Ben Richardson’s latest book Sugar is out now with Polity.

1 Comment

  1. Calvin Heim says:

    The tropes also affect software for food consumers, leading to uncomfortable design questions. Does Economic Man even need better tooling when willpower seems sufficient? Does Empathetic Woman, with the fast pace of life, have time to care about how companies and the state use her food consumption data? Could Pathetic Child’s outspoken food preferences be recorded and considered for genuine meal planning, or are their cravings just extensions of ubiquitous food advertisements? When software developers heed the tropes, they set limits on what software users can and cannot do.
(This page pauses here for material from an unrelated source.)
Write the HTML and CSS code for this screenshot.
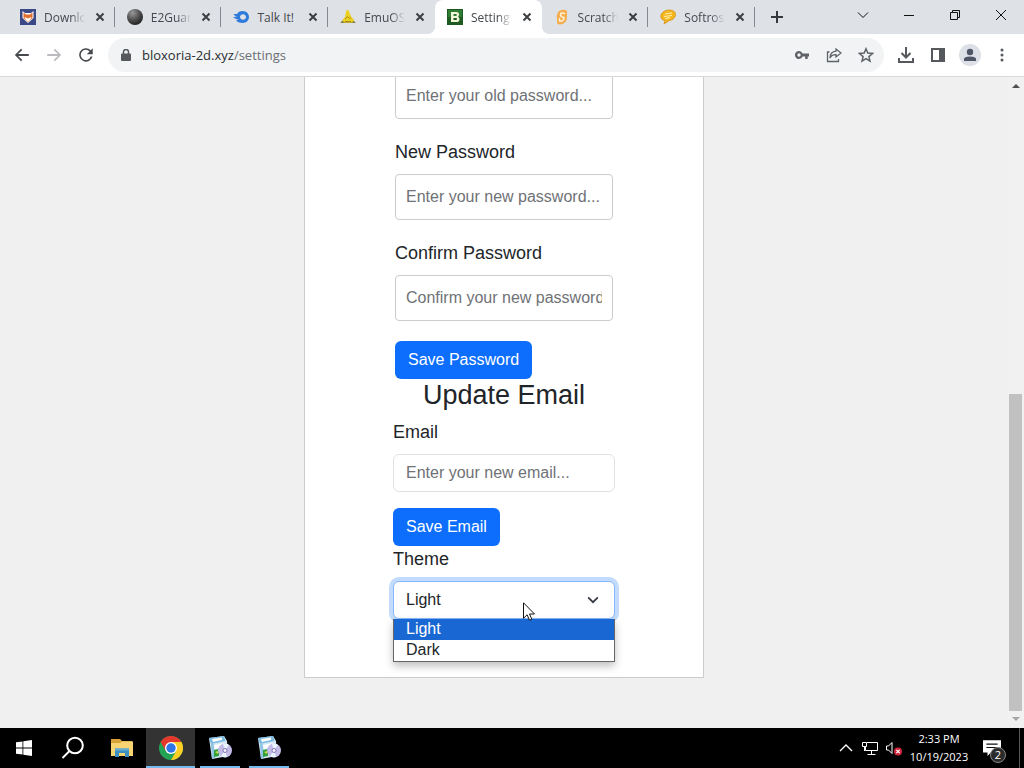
FILE: index.html
```html
<!DOCTYPE html>
<html lang="en">
<head>
<meta charset="utf-8">
<meta name="viewport" content="width=device-width, initial-scale=1">
<title>Settings</title>
<link rel="stylesheet" href="styles.css">
</head>
<body>
<header class="browser">
  <div class="titlebar">
    <div class="tabs">
      <div class="tab">
        <svg class="favicon" viewBox="0 0 16 16" aria-hidden="true"><path fill="#3b4a86" d="M0 0h16v16H0z"/><path fill="#fff" d="M2.500 2 5 4h6l2.500-2v7L8 14 2.500 9z"/><path fill="#e0702d" d="m3.500 3.500 2.500 2h4l2.500-2V9L8 13 3.500 9z"/><path fill="#fff" d="M4.500 8 8 9.500 11.500 8 10 11l-2 1.500L6 11z"/></svg>
        <button class="tab-title">Download</button><button class="tab-close" aria-label="Close tab"><svg viewBox="0 0 10 10"><path d="m1.500 1.500 7 7m0-7-7 7"/></svg></button>
      </div>
      <div class="tab">
        <svg class="favicon" viewBox="0 0 16 16" aria-hidden="true"><defs><radialGradient id="ball" cx=".35" cy=".25" r=".8"><stop offset="0" stop-color="#999"/><stop offset=".5" stop-color="#555"/><stop offset="1" stop-color="#1d1d1d"/></radialGradient></defs><circle cx="8" cy="8" r="8" fill="url(#ball)"/></svg>
        <button class="tab-title">E2Guardian</button><button class="tab-close" aria-label="Close tab"><svg viewBox="0 0 10 10"><path d="m1.500 1.500 7 7m0-7-7 7"/></svg></button>
      </div>
      <div class="tab">
        <svg class="favicon" viewBox="0 0 16 16" aria-hidden="true"><path fill="#2f7bdc" fill-rule="evenodd" d="M4 5C5 3 7 2 9.500 2 13.500 2 16 4.800 16 8s-2.500 6-6.500 6C6.500 14 4 13 3 11l3-.5Q2 10 0 8l4-.2Q1.500 7 .5 5zm6 .3C8.500 5.300 7 6.500 7 8s1.500 2.700 3 2.700S13 9.500 13 8s-1.500-2.700-3-2.700z"/></svg>
        <button class="tab-title tab-title-whole">Talk It!</button><button class="tab-close" aria-label="Close tab"><svg viewBox="0 0 10 10"><path d="m1.500 1.500 7 7m0-7-7 7"/></svg></button>
      </div>
      <div class="tab tab-plain">
        <svg class="favicon" viewBox="0 0 16 16" aria-hidden="true"><path fill="#8f8340" d="m0 14 5-5h6l5 5z"/><path fill="#ecd022" d="M6.500 1h2L10 5l1.500 3 2.500 3-2 2.500H4L2.500 11 5 8l.500-3z"/><path fill="none" stroke="#a88b14" d="m5 10 2.500-2.500 2 2 1.500-1M5 12.500h6"/></svg>
        <button class="tab-title">EmuOS v1</button><button class="tab-close" aria-label="Close tab"><svg viewBox="0 0 10 10"><path d="m1.500 1.500 7 7m0-7-7 7"/></svg></button>
      </div>
      <div class="tab tab-active">
        <svg class="favicon" viewBox="0 0 16 16" aria-hidden="true"><path fill="#1e5b22" d="M0 0h16v16H0z"/><path fill="#2f7d32" d="M1 1h14v7H1z"/><path fill="#f2f7d8" fill-rule="evenodd" d="M4 3h5.500Q12 3 12 5.500 12 7 11 7.700q1.500.6 1.500 2.500 0 2.800-3 2.800H4zm2.500 2v2H9q.8 0 .8-1T9 5zm0 4v2h2.700q.8 0 .8-1t-.8-1z"/></svg>
        <button class="tab-title">Settings</button><button class="tab-close" aria-label="Close tab"><svg viewBox="0 0 10 10"><path d="m1.500 1.500 7 7m0-7-7 7"/></svg></button>
      </div>
      <div class="tab">
        <svg class="favicon" viewBox="0 0 16 16" aria-hidden="true"><path fill="#f5ad4c" d="M5 2q5-2.500 8 0v6q0 7-7 7.500-3 0-3-2.500V9q-1-4 2-7z"/><path fill="none" stroke="#fff1d8" stroke-width="1.500" stroke-linecap="round" stroke-linejoin="round" d="M10.500 4.500Q6.500 3 6.500 5.500T10 8.500q0 4-4.500 3.500V9.500"/></svg>
        <button class="tab-title">Scratch -</button><button class="tab-close" aria-label="Close tab"><svg viewBox="0 0 10 10"><path d="m1.500 1.500 7 7m0-7-7 7"/></svg></button>
      </div>
      <div class="tab">
        <svg class="favicon" viewBox="0 0 16 16" aria-hidden="true"><path fill="#f4b51d" stroke="#d3921a" stroke-width=".8" d="M9 1c4 0 6.500 1.500 6.500 4.500S13 11 9.500 11.500L4 15l1-3.500C2 11 .8 9.500.8 7.500.8 4 4.500 1 9 1z"/><path fill="none" stroke="#fff0ad" stroke-width="1.200" d="m5 5 7-1M4 7.500l8-1M5 9.500l5-.8"/></svg>
        <button class="tab-title">Softros LAN</button><button class="tab-close" aria-label="Close tab"><svg viewBox="0 0 10 10"><path d="m1.500 1.500 7 7m0-7-7 7"/></svg></button>
      </div>
    </div>
    <button class="new-tab" aria-label="New tab"><svg viewBox="0 0 12 12"><path d="M6 0v12M0 6h12"/></svg></button>
    <div class="window-controls">
      <button aria-label="Search tabs"><svg viewBox="0 0 12 12"><path d="m1 3.500 5 5 5-5"/></svg></button>
      <button aria-label="Minimize"><svg viewBox="0 0 12 12"><path d="M1 6.500h10"/></svg></button>
      <button aria-label="Restore"><svg viewBox="0 0 12 12"><path d="M1.500 3.500h7v7h-7zM3.500 3.500v-2h7v7h-2"/></svg></button>
      <button aria-label="Close"><svg viewBox="0 0 12 12"><path d="m1 1 10 10M11 1 1 11"/></svg></button>
    </div>
  </div>
  <nav class="toolbar" aria-label="Browser toolbar">
    <button class="tool" aria-label="Back"><svg viewBox="0 0 24 24"><path fill="#45484c" d="M21 10.800H6.800l5.600-5.400L10.700 3.700l-8.200 8.300 8.200 8.300 1.700-1.700-5.600-5.400H21z"/></svg></button>
    <button class="tool" aria-label="Forward" disabled><svg viewBox="0 0 24 24"><path fill="#b9bbbe" d="m13.300 3.700-1.700 1.700 5.600 5.400H3v2.400h14.200l-5.600 5.400 1.700 1.700 8.200-8.300z"/></svg></button>
    <button class="tool" aria-label="Reload"><svg viewBox="0 0 24 24"><path fill="#45484c" d="M18.400 5.600A9 9 0 1 0 20.700 14h-2.400A6.800 6.800 0 1 1 16.800 7.200L13 11h8V3z"/></svg></button>
    <div class="omnibox">
      <svg class="lock" viewBox="0 0 10 12" aria-hidden="true"><path fill="none" stroke="#55585c" stroke-width="1.500" d="M2.500 5.500V3a2.500 2.500 0 0 1 5 0v2.500"/><rect y="4.500" width="10" height="7.500" rx="1" fill="#55585c"/></svg>
      <a class="address" href="#settings">bloxoria-2d.xyz<span class="path">/settings</span></a>
      <button class="tool" aria-label="Saved passwords"><svg viewBox="0 0 16 16"><path fill="#5f6368" fill-rule="evenodd" d="M8.600 6.500H15v3h-1.300V12h-2.500V9.500H8.600A4 4 0 1 1 8.600 6.500zM5 6.300A1.700 1.700 0 1 0 5 9.700a1.700 1.700 0 0 0 0-3.400z"/></svg></button>
      <button class="tool" aria-label="Share"><svg viewBox="0 0 16 16"><path fill="none" stroke="#5f6368" stroke-width="1.300" d="M3.500 5H1.500v9.500h11V12M10 2l5 4-5 4V7.700C7 7.500 5 9 4 11c.2-4 2.500-6.500 6-6.800z"/></svg></button>
      <button class="tool" aria-label="Bookmark"><svg viewBox="0 0 16 16"><path fill="none" stroke="#5f6368" stroke-width="1.500" d="m8 1.800 1.800 4.300 4.700.4-3.600 3.100 1.100 4.600L8 11.700l-4 2.500 1.100-4.600L1.500 6.500l4.700-.4z"/></svg></button>
    </div>
    <button class="tool" aria-label="Downloads"><svg viewBox="0 0 18 18"><path fill="none" stroke="#55585c" stroke-width="2" d="M9 1v10M4.500 7 9 11.500 13.500 7M2 12v4h14v-4"/></svg></button>
    <button class="tool" aria-label="Side panel"><svg viewBox="0 0 18 18"><path fill="none" stroke="#55585c" stroke-width="2" d="M3 3h12v12H3z"/><path fill="#55585c" d="M10 3h5v12h-5z"/></svg></button>
    <button class="tool profile" aria-label="Profile"><svg viewBox="0 0 16 16"><circle cx="8" cy="5" r="3.200" fill="#4d5566"/><path fill="#4d5566" d="M2 14v-2q0-2.500 6-2.500t6 2.500v2z"/></svg></button>
    <button class="tool menu" aria-label="Menu"><svg viewBox="0 0 16 16"><g fill="#55585c"><circle cx="8" cy="3" r="1.500"/><circle cx="8" cy="8" r="1.500"/><circle cx="8" cy="13" r="1.500"/></g></svg></button>
  </nav>
</header>

<div class="viewport">
  <main class="page">
    <div class="panel">
      <form class="password-form">
        <input class="field old-password" type="password" placeholder="Enter your old password..." aria-label="Old password">
        <label for="new-password">New Password</label>
        <input class="field" id="new-password" type="password" placeholder="Enter your new password...">
        <label for="confirm-password">Confirm Password</label>
        <input class="field" id="confirm-password" type="password" placeholder="Confirm your new password...">
        <button class="primary" type="button">Save Password</button>
      </form>
      <h2>Update Email</h2>
      <form class="email-form">
        <label for="email">Email</label>
        <input class="control" id="email" type="email" placeholder="Enter your new email...">
        <button class="primary" type="button">Save Email</button>
        <label for="theme">Theme</label>
        <div class="select-wrap">
          <select class="control focused" id="theme"><option>Light</option><option>Dark</option></select>
          <svg class="chevron" viewBox="0 0 16 16" aria-hidden="true"><path d="m3 5.500 5 5 5-5"/></svg>
          <ul class="options" role="listbox" aria-label="Theme">
            <li role="option" aria-selected="true">Light</li>
            <li role="option" aria-selected="false">Dark</li>
          </ul>
          <svg class="cursor" viewBox="0 0 12 19" aria-hidden="true"><path fill="#fff" stroke="#111" d="M.5.800v15.500l3.600-3.500 2.400 5.400 2.300-1-2.300-5.200h5z"/></svg>
        </div>
      </form>
    </div>
  </main>
  <div class="scrollbar" aria-hidden="true">
    <svg viewBox="0 0 16 17"><path fill="#505050" d="m8 7 4 4H4z"/></svg>
    <div class="track"><div class="thumb"></div></div>
    <svg viewBox="0 0 16 17"><path fill="#a3a3a3" d="m8 10 4-4H4z"/></svg>
  </div>
</div>

<footer class="taskbar">
  <button class="task task-start" aria-label="Start"><svg class="start-icon" viewBox="0 0 16 16"><path fill="#fff" d="m0 2.300 6.500-.9v6.200H0zM7.300 1.300 16 0v7.600H7.300zM0 8.400h6.500v6.200L0 13.700zM7.300 8.400H16V16l-8.700-1.300z"/></svg></button>
  <button class="task" aria-label="Search"><svg viewBox="0 0 24 24"><g fill="none" stroke="#fff" stroke-width="2"><circle cx="14" cy="9.500" r="7.800"/><path d="M8.500 15 1.500 22"/></g></svg></button>
  <button class="task" aria-label="File Explorer"><svg viewBox="0 0 24 24"><path fill="#d9a33a" d="M1 3h9l2 2h10v5H1z"/><path fill="#f8d572" d="M1 7h9l2-1.500h11V20H1z"/><path fill="#3f8fc0" d="M5 12.500h14V21h-4v-4H9v4H5z"/><path fill="#65afd6" d="M5 12.500h14v2H5z"/></svg></button>
  <button class="task task-current" aria-label="Google Chrome"><svg viewBox="0 0 24 24"><circle cx="12" cy="12" r="12" fill="#23a455"/><path fill="#e5382c" d="M1.600 6A12 12 0 0 1 22.400 6H12L6.800 15z"/><path fill="#fbcf25" d="M22.400 6A12 12 0 0 1 12 24l5.200-9L12 6z"/><circle cx="12" cy="12" r="6" fill="#fff"/><circle cx="12" cy="12" r="4.700" fill="#2f75e8"/></svg></button>
  <button class="task task-open" aria-label="Setup"><svg viewBox="0 0 24 24"><path fill="#d4e9f4" d="m1 2 15-2 3 5 1 15-16 3z"/><path fill="#7dbbe0" d="m1 2 15-2 1.500 5L3 8z"/><path fill="#fff" d="m4 3 10-1.500v2.500L5 6zM6 9l11-2v4L7 13z"/><path fill="#8fc4e2" d="m3 8 2.500-.5L7 22l-3 1z"/><path fill="#2f9f3b" d="m6 14 5-1v7l-5 1z"/><path fill="#d8dc46" d="m7 16 3-1v3z"/><circle cx="17" cy="14.500" r="7" fill="#c3bce6"/><path fill="#e9f5ff" d="m17 14.500-2-6.500q4-1 6 1zM17 14.500l2 6.500q-4 1-6-1z"/><circle cx="17" cy="14.500" r="2" fill="#f7f5ff" stroke="#8177ba"/></svg></button>
  <button class="task task-open" aria-label="Setup, second window"><svg viewBox="0 0 24 24"><path fill="#d4e9f4" d="m1 2 15-2 3 5 1 15-16 3z"/><path fill="#7dbbe0" d="m1 2 15-2 1.500 5L3 8z"/><path fill="#fff" d="m4 3 10-1.500v2.500L5 6zM6 9l11-2v4L7 13z"/><path fill="#8fc4e2" d="m3 8 2.500-.5L7 22l-3 1z"/><path fill="#2f9f3b" d="m6 14 5-1v7l-5 1z"/><path fill="#d8dc46" d="m7 16 3-1v3z"/><circle cx="17" cy="14.500" r="7" fill="#c3bce6"/><path fill="#e9f5ff" d="m17 14.500-2-6.500q4-1 6 1zM17 14.500l2 6.500q-4 1-6-1z"/><circle cx="17" cy="14.500" r="2" fill="#f7f5ff" stroke="#8177ba"/></svg></button>
  <div class="tray">
    <button aria-label="Show hidden icons"><svg viewBox="0 0 16 16"><path fill="none" stroke="#fff" stroke-width="1.400" d="m2 11 6-6 6 6"/></svg></button>
    <button aria-label="Network"><svg viewBox="0 0 16 16"><path fill="none" stroke="#fff" d="M5 2.500h10.500v8H3.500V7M9.500 11v3M5.500 14.500h8M.5 2.500h4v4h-4zM2.500 7v4"/></svg></button>
    <button aria-label="Volume muted"><svg viewBox="0 0 16 16"><path fill="none" stroke="#fff" d="M.5 6h2L6 2.500v11L2.500 10h-2z"/><circle cx="12" cy="11.500" r="4" fill="#d3263c"/><path stroke="#fff" stroke-width="1.200" d="m10.300 9.800 3.400 3.400m0-3.400-3.400 3.400"/></svg></button>
    <button class="clock"><span>2:33 PM</span><span>10/19/2023</span></button>
    <button class="notifications" aria-label="2 notifications"><svg viewBox="0 0 16 16"><path fill="#fff" d="M0 1h16v11H7l-3 3v-3H0z"/><path stroke="#111" d="M3 4.500h10M3 7.500h10"/></svg><span class="badge">2</span></button>
    <div class="desktop-edge"></div>
  </div>
</footer>
</body>
</html>
```

FILE: styles.css
```css
* { box-sizing: border-box; }

body {
  margin: 0;
  height: 100vh;
  display: flex;
  flex-direction: column;
  overflow: hidden;
  background: #f0f0f0;
  color: #212529;
  font-family: "Liberation Sans", Arial, sans-serif;
  font-size: 16px;
}

button {
  padding: 0;
  border: 0;
  background: none;
  color: inherit;
  font: inherit;
}

svg { display: block; }

/* Browser frame */
.browser {
  flex: none;
  font-family: "Open Sans", "Noto Sans", sans-serif;
  border-bottom: 1px solid #d5d8dc;
  background: #fff;
}

.titlebar {
  height: 34px;
  display: flex;
  align-items: stretch;
  padding-left: 8px;
  background: #dee1e6;
}

.tabs { display: flex; flex: 0 1 747px; min-width: 0; }

.tab {
  flex: 1 1 0;
  min-width: 0;
  display: flex;
  align-items: center;
  padding: 0 10px 0 12px;
  position: relative;
  color: #45494e;
  font-size: 12px;
}

.tab::after {
  content: "";
  position: absolute;
  right: 0;
  top: 7px;
  width: 1px;
  height: 20px;
  background: #85898f;
}

.tab.tab-plain::after { display: none; }

.tab.tab-active {
  background: #fff;
  border-radius: 8px 8px 0 0;
}

.tab-active::before,
.tab.tab-active::after {
  content: "";
  position: absolute;
  top: auto;
  bottom: 0;
  width: 8px;
  height: 8px;
}

.tab-active::before {
  left: -8px;
  background: radial-gradient(circle at 0 0, #dee1e6 8px, #fff 8px);
}

.tab.tab-active::after {
  right: -8px;
  background: radial-gradient(circle at 100% 0, #dee1e6 8px, #fff 8px);
}

.favicon { flex: none; width: 16px; height: 16px; }

.tab-title {
  flex: 1;
  min-width: 0;
  margin: 0 10px 0 8px;
  overflow: hidden;
  white-space: nowrap;
  text-align: left;
  mask-image: linear-gradient(to right, #000 65%, transparent);
}

.tab-title-whole { mask-image: none; }

.tab-close { flex: none; }
.tab-close svg { width: 10px; height: 10px; }
.tab-close path { stroke: #3c4043; stroke-width: 2; }

.new-tab { flex: none; width: 44px; display: grid; place-items: center; }
.new-tab svg { width: 12px; height: 12px; }
.new-tab path { stroke: #35383c; stroke-width: 2; }

.window-controls { flex: none; display: flex; margin-left: auto; align-items: center; height: 29px; }
.window-controls button { width: 46px; height: 28px; display: grid; place-items: center; }
.window-controls svg { width: 12px; height: 12px; }
.window-controls path { fill: none; stroke: #111; }

.toolbar {
  height: 42px;
  display: flex;
  align-items: center;
  padding: 0 6px;
}

.tool {
  flex: none;
  width: 32px;
  height: 32px;
  display: grid;
  place-items: center;
}

.tool svg { width: 18px; height: 18px; }

.omnibox {
  flex: 1;
  min-width: 0;
  height: 34px;
  display: flex;
  align-items: center;
  margin: 0 6px;
  padding: 0 2px 0 13px;
  border-radius: 17px;
  background: #f1f3f4;
}

.omnibox .tool svg { width: 16px; height: 16px; }
.lock { flex: none; width: 10px; height: 12px; }

.address {
  flex: 1;
  min-width: 0;
  margin-left: 11px;
  overflow: hidden;
  white-space: nowrap;
  color: #2a2d31;
  font-size: 13px;
  text-decoration: none;
}

.path { color: #6a6f75; }

.profile::before {
  content: "";
  grid-area: 1 / 1;
  width: 22px;
  height: 22px;
  border-radius: 50%;
  background: #dde0e7;
}

.tool.profile svg { grid-area: 1 / 1; width: 16px; height: 16px; }
.tool.menu svg { width: 16px; height: 16px; }

/* Page, scrolled to its end */
.viewport { flex: 1; min-height: 0; display: flex; }

.page {
  flex: 1;
  min-width: 0;
  display: flex;
  flex-direction: column;
  justify-content: flex-end;
  align-items: center;
  padding-bottom: 50px;
  overflow: hidden;
}

.panel {
  flex: none;
  width: 400px;
  max-width: 100%;
  display: flex;
  flex-direction: column;
  align-items: center;
  padding: 32px 0 58px;
  border: 1px solid #ccc;
  background: #fff;
}

.password-form,
.email-form {
  display: flex;
  flex-direction: column;
  align-items: flex-start;
}

.password-form { width: 218px; }
.email-form { width: 222px; }

label {
  margin-bottom: 8px;
  font-size: 18px;
  line-height: 27px;
}

.field,
.control {
  width: 100%;
  font: inherit;
  color: #212529;
  background: #fff;
  outline: 0;
}

.field {
  height: 46px;
  margin: 0 0 20px;
  padding: 0 10px;
  border: 1px solid #ccc;
  border-radius: 4px;
}

.control {
  height: 38px;
  margin: 0;
  padding: 0 12px;
  border: 1px solid #dee2e6;
  border-radius: 6px;
}

#email { margin-bottom: 16px; }

.field::placeholder,
.control::placeholder { color: #6f7276; opacity: 1; }

.primary {
  height: 38px;
  padding: 0 13px;
  border-radius: 6px;
  background: #0d6efd;
  color: #fff;
}

h2 {
  margin: 0 0 8px;
  font-size: 27px;
  font-weight: 400;
  line-height: 32px;
}

.select-wrap { position: relative; width: 100%; }

select.control { display: block; appearance: none; padding-bottom: 2px; }

.focused {
  border-color: #86b7fe;
  box-shadow: 0 0 0 4px rgba(13, 110, 253, .25);
}

.chevron {
  position: absolute;
  right: 15px;
  top: 12px;
  width: 14px;
  height: 14px;
}

.chevron path { fill: none; stroke: #343a40; stroke-width: 2; stroke-linecap: round; }

.options {
  position: absolute;
  left: 0;
  right: 0;
  top: 100%;
  margin: 0;
  padding: 0;
  list-style: none;
  border: 1px solid #666;
  border-top: 0;
  background: #fff;
  box-shadow: 0 4px 8px rgba(0, 0, 0, .25);
}

.options li { padding: 0 12px; height: 21px; line-height: 19px; }
.options [aria-selected="true"] { background: #1967d2; color: #fff; }

.cursor {
  position: absolute;
  left: 130px;
  top: 21px;
  width: 12px;
  height: 19px;
}

.scrollbar {
  flex: none;
  width: 16px;
  display: flex;
  flex-direction: column;
  background: #f1f1f1;
}

.scrollbar svg { flex: none; width: 16px; height: 17px; }

.track {
  flex: 1;
  display: flex;
  flex-direction: column;
  justify-content: flex-end;
  padding: 0 2px 0 1px;
}

.thumb { height: 51.4%; background: #c1c1c1; }

/* Taskbar */
.taskbar {
  flex: none;
  height: 40px;
  display: flex;
  background: #000;
  color: #fff;
  font-family: "Open Sans", "Noto Sans", sans-serif;
}

.task {
  flex: none;
  width: 49px;
  display: grid;
  place-items: center;
  position: relative;
}

.task-start { width: 48px; }
.task svg { width: 24px; height: 24px; }
.task .start-icon { width: 16px; height: 16px; }
.task-current { background: #333; }

.task-current::after,
.task-open::after {
  content: "";
  position: absolute;
  left: 5px;
  right: 4px;
  bottom: 0;
  height: 2px;
  background: #76b9ed;
}

.task-current::after { left: 0; right: 0; }

.tray { display: flex; align-items: center; margin-left: auto; }
.tray button { width: 24px; display: grid; place-items: center; }
.tray svg { width: 16px; height: 16px; }

.tray .clock {
  width: 60px;
  margin-left: 3px;
  font-size: 11px;
  line-height: 18px;
}

.tray .notifications { width: 46px; height: 40px; position: relative; }
.notifications svg { width: 18px; height: 18px; }

.badge {
  position: absolute;
  left: 21px;
  top: 19px;
  width: 16px;
  height: 16px;
  border: 1px solid #888;
  border-radius: 50%;
  background: #2b2b2b;
  font-size: 11px;
  line-height: 14px;
}

.desktop-edge { width: 5px; height: 40px; margin-left: 4px; border-left: 1px solid #555; }
```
    In spite of their limitations, the tropes also hint at things that software has begun to address for the benefit of eaters (but has much room to improve). Firstly, rational frameworks can model diet in a way that is amenable to computers, with the effect that individuals could be more thoughtful with less effort — the ease of looking up nutritional information online comes to mind here. Secondly, the social nature of food preparation has led to the mass dissemination of cooking knowledge and food culture on the Internet. Hopefully, collaboration will grow in that area. Thirdly, software could be an interactive platform for food literacy in general.

    But, as with policy, if software is to continue to address new questions that consumers might have, then these tropes need to fade away in favor of the users expressing themselves directly.